Timestamp-Counter Scaling for Virtualization White Paper

将来の Intel x86 CPU に追加される機能を先出しで解説する Intel Architecture Instruction Set Extensions Programming Reference が Oct. 2015 に改定され -023 になったようだ。前回(id:nminoru:20150309:intelcpu)の -022 と比べると、MPX 機能が Software Developer's Manual へ移動され分量が減ったのと、微妙な修正が入った以外は変更がない。

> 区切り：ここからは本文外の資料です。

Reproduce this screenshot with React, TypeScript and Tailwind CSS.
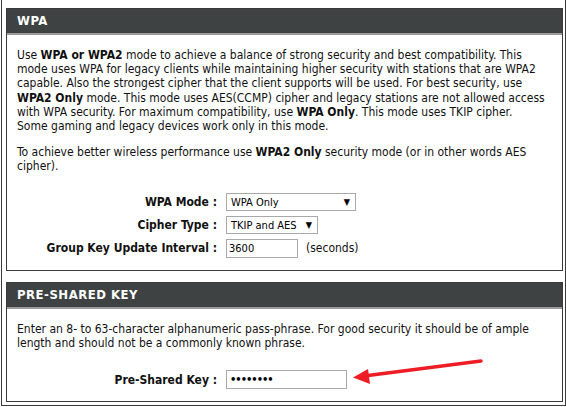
import React from "react";

const font = "font-['DejaVu_Sans_Condensed','DejaVu_Sans',sans-serif]";

function SectionHeader({ title }: { title: string }) {
  return (
    <div className="border-b-2 border-[#9a9a9a] bg-[#3e4243] h-[26px] flex items-center pl-[10px]">
      <span className="text-[13px] font-bold text-white tracking-[0.5px]">{title}</span>
    </div>
  );
}

function Select({ value, width }: { value: string; width: string }) {
  return (
    <div className={`relative h-[18px] border border-[#a9a9a9] bg-white ${width}`}>
      <span className="absolute left-[4px] top-[1px] text-[11px] leading-[15px] text-black">{value}</span>
      <span className="absolute right-[5px] top-[2px] text-[9px] leading-[13px] text-black">▼</span>
    </div>
  );
}

function Row({ label, children }: { label: string; children: React.ReactNode }) {
  return (
    <div className="flex items-center h-[23px]">
      <div className="w-[212px] text-right pr-[2px] text-[12px] font-bold text-[#111]">{label}</div>
      <div className="ml-[7px] flex items-center gap-[8px]">{children}</div>
    </div>
  );
}

export default function App() {
  return (
    <div className={`relative w-[566px] h-[407px] bg-white overflow-hidden ${font}`}>
      <div className="ml-[1px] w-[565px] h-[406px] border-x border-b border-[#3a3a3a] pt-[8px] pl-[4px]">
        {/* WPA */}
        <div className="w-[557px] h-[263px] border border-[#3a3a3a]">
          <SectionHeader title="WPA" />
          <div className="px-[10px] pt-[13px] text-[12px] leading-[14.2px] text-[#111]">
            <p>
              Use <b>WPA or WPA2</b> mode to achieve a balance of strong security and best compatibility. This
              <br />
              mode uses WPA for legacy clients while maintaining higher security with stations that are WPA2
              <br />
              capable. Also the strongest cipher that the client supports will be used. For best security, use
              <br />
              <b>WPA2 Only</b> mode. This mode uses AES(CCMP) cipher and legacy stations are not allowed access
              <br />
              with WPA security. For maximum compatibility, use <b>WPA Only</b>. This mode uses TKIP cipher.
              <br />
              Some gaming and legacy devices work only in this mode.
            </p>
            <p className="mt-[12px]">
              To achieve better wireless performance use <b>WPA2 Only</b> security mode (or in other words AES
              <br />
              cipher).
            </p>
          </div>
          <div className="mt-[17px]">
            <Row label="WPA Mode :">
              <Select value="WPA Only" width="w-[130px]" />
            </Row>
            <Row label="Cipher Type :">
              <Select value="TKIP and AES" width="w-[92px]" />
            </Row>
            <Row label="Group Key Update Interval :">
              <input
                readOnly
                value="3600"
                className="h-[19px] w-[72px] border border-[#a9a9a9] px-[2px] text-[11px] text-black outline-none"
              />
              <span className="text-[12px] text-[#111]">(seconds)</span>
            </Row>
          </div>
        </div>

        {/* Pre-shared key */}
        <div className="mt-[11px] w-[557px] h-[120px] border border-[#3a3a3a]">
          <SectionHeader title="PRE-SHARED KEY" />
          <div className="px-[10px] pt-[13px] text-[12px] leading-[14.2px] text-[#111]">
            <p>
              Enter an 8- to 63-character alphanumeric pass-phrase. For good security it should be of ample
              <br />
              length and should not be a commonly known phrase.
            </p>
          </div>
          <div className="mt-[18px]">
            <Row label="Pre-Shared Key :">
              <input
                readOnly
                type="password"
                value="12345678"
                className="h-[19px] w-[121px] border border-[#a9a9a9] px-[3px] text-[11px] font-bold tracking-[-1px] text-black outline-none"
              />
            </Row>
          </div>
        </div>
      </div>

      {/* red annotation arrow */}
      <svg className="absolute left-0 top-0 pointer-events-none" width="566" height="407">
        <line x1="481" y1="361" x2="364" y2="376" stroke="#ee1c24" strokeWidth="3.5" strokeLinecap="round" />
        <polygon points="353,377.5 368,369 370,384" fill="#ee1c24" />
      </svg>
    </div>
  );
}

https://software.intel.com/sites/default/files/managed/07/b7/319433-023.pdf

そのかわり「Timestamp-Counter Scaling for Virtualization White Paper」というドキュメントが公開されている。

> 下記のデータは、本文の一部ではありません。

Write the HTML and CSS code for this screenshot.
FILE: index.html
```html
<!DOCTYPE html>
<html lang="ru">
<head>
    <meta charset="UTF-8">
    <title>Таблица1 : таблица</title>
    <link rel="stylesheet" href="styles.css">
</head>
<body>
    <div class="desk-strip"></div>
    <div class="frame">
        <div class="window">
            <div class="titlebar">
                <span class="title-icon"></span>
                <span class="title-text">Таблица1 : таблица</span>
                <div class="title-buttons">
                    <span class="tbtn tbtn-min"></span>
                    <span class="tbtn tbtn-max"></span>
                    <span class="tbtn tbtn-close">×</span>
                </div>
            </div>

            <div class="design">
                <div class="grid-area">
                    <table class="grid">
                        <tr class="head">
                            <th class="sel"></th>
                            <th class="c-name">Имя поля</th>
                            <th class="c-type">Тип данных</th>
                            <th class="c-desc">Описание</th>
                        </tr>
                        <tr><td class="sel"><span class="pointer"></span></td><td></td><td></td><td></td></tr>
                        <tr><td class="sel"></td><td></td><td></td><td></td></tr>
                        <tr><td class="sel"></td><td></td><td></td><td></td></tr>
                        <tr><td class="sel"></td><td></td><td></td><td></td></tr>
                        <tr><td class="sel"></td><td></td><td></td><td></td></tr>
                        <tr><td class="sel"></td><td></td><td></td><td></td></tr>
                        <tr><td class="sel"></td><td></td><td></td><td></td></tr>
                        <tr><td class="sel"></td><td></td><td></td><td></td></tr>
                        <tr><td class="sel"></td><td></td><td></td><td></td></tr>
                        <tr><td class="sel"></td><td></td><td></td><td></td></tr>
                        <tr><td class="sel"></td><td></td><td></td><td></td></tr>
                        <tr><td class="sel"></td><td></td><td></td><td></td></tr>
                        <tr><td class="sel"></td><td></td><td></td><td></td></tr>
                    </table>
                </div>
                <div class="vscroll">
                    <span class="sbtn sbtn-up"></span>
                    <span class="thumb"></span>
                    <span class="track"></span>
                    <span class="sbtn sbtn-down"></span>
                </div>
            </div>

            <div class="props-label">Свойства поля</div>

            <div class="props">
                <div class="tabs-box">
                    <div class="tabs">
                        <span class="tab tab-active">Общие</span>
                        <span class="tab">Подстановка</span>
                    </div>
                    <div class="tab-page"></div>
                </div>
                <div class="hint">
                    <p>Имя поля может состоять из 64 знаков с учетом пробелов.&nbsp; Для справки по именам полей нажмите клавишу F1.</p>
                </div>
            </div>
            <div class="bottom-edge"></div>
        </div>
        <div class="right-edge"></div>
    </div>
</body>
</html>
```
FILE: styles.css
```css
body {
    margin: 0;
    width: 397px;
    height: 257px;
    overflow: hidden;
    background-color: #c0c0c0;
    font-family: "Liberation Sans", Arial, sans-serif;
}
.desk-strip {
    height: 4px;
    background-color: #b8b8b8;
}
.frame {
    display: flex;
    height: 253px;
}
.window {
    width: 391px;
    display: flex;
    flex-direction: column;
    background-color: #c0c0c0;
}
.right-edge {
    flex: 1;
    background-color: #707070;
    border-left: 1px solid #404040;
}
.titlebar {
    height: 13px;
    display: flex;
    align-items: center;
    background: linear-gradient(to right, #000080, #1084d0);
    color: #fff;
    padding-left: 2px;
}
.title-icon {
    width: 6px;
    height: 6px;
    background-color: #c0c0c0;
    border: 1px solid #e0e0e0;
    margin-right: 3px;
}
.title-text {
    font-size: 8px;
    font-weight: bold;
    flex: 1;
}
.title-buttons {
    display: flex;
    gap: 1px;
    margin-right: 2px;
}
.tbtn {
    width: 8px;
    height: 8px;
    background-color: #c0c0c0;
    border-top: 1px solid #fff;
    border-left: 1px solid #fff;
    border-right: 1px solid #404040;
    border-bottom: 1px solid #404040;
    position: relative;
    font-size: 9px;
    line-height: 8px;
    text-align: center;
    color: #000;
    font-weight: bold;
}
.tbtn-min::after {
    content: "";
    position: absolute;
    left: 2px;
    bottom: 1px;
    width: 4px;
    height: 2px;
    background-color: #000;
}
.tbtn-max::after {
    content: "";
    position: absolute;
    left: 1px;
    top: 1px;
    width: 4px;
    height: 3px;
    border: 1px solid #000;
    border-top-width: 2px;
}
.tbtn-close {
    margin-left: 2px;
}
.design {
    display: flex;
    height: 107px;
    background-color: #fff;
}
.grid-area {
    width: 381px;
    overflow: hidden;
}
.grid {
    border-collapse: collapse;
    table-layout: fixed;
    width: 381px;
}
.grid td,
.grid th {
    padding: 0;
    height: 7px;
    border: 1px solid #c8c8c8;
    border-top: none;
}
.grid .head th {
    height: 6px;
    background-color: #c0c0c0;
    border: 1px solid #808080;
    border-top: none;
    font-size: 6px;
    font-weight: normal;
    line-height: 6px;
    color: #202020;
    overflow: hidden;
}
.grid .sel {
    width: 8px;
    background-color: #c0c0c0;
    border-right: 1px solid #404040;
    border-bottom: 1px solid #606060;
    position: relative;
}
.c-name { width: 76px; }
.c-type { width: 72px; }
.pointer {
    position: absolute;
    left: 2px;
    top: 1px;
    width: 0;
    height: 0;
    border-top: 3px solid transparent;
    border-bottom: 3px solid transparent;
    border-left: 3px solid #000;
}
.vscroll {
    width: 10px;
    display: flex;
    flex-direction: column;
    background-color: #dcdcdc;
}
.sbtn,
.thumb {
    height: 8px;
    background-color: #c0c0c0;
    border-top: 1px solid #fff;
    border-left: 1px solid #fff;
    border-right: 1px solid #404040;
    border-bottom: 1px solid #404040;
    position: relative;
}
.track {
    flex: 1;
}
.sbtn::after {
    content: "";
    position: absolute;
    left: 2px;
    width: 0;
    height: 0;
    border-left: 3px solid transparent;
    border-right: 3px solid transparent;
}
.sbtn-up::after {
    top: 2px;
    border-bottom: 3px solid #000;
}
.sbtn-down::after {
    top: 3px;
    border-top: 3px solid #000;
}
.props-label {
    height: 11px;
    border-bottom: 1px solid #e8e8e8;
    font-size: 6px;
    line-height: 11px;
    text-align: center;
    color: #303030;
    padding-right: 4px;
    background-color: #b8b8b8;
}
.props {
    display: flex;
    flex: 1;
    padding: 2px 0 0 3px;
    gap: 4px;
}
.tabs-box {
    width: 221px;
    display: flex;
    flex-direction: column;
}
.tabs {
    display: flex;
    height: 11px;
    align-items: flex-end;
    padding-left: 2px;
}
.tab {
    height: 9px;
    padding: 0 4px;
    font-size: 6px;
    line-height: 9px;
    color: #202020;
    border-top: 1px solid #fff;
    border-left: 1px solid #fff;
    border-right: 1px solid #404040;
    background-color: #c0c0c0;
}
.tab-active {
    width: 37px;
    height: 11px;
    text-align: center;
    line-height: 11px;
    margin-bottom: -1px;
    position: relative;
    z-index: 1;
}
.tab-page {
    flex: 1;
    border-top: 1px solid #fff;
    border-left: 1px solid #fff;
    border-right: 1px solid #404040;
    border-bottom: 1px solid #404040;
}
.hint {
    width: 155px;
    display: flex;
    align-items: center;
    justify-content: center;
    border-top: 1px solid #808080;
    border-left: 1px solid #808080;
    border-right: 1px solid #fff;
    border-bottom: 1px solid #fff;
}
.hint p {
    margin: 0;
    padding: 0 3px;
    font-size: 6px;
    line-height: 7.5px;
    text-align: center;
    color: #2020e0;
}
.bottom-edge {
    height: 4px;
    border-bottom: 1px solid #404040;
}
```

http://www.intel.com/content/www/us/en/processors/timestamp-counter-scaling-virtualization-white-paper.html

CPU は温度の高低などによって周波数を上げたり下げたりするが、Intelx86 CPU の Timestamp-Counter(TSC) は暫く前から CPU の実周波数とは独立して常に一定の時間でサイクルを刻む Constant TSC になっている。さらに CPU が深いスリープ状態になった場合にも TSC は止めずに動く Invariant TSC だ。
さらに仮想マシン用の機能としてゲストが TSC を読む RDTSC 命令を読んだ場合、ホスト側の CPU のリアル TSC に対して仮想マシンごとに設定されたオフセット値を足した値を返す TSC offset 機能が実装されている。RDTSC 命令は頻出実行命令だが、TSC offsetting があれば性能を落とさずに、かつ仮想マシン毎に矛盾のない値を返すことができる。ただ異なるホスト間のマイグレーションを行う場合、サーバーに装着された CPU の世代や周波数が異なっているかもしれない。CPU 周波数が高い CPU と低い CPU では TSC の刻みが異なるため、TSC offsetting だけではこの差を吸収できない。
今回、提示された機能はゲストが RDTSC 命令を使った場合にリアル TSC に係数をかけた値を返す TSC multiplier という機能だ。TSC offsetting と TSC multiplier を組み合わせることで、仮想マシンに設定された仮想 CPU 周波数どおりの進み方をする TSC を、異なる性能サーバー間をマイグレーションする環境下でも手に入れることができるようだ。
ただ現在のところ詳細は記述されていない。